Based on the recommendations of the Lakshmanaswamy Mudaliar Committee, a seven-year secondary school education system was introduced in the state. The high school was upgraded to Higher Secondary School in 1960 and classes from grade VI to grade XII were introduced. The first batch of grade XII students passed out from the school in 1961 under the leadership of K.Ramalinga Reddy as Head Master. During his era, an incomplete building on the northeast side of the grounds was completed. There was a gradual improvement in the H.S.L.C exam results and by 1968, it reached 83% - a record in the school's history. An English medium was started in the school, which further attracted students.
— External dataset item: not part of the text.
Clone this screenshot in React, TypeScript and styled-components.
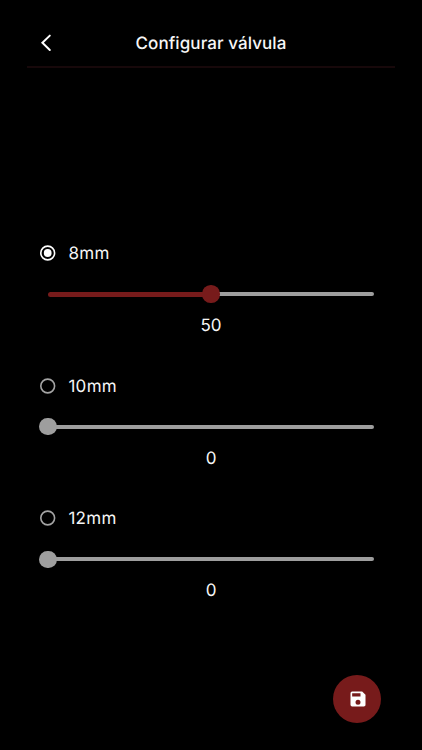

In 1966-69, the government of Andhra Pradesh had introduced an Integrated Syllabus. In line with this the government proposed converting the high school into a junior college by having five years of secondary education, two years of intermediate and three years of degree education all under the same umbrella. As there was already a first grade college under the control of the same management committee, the proposal was declined. This resulted in the school being downgraded to a secondary school.

== Library ==
The school's library was first established in 1875 by donated books. At present, the library holds more than 10,000 books spread across Telugu, English, Hindi, Sanskrit and Urdu languages. There are more than 100 encyclopedias. A reading room attached to the library is frequented by students during their recess periods.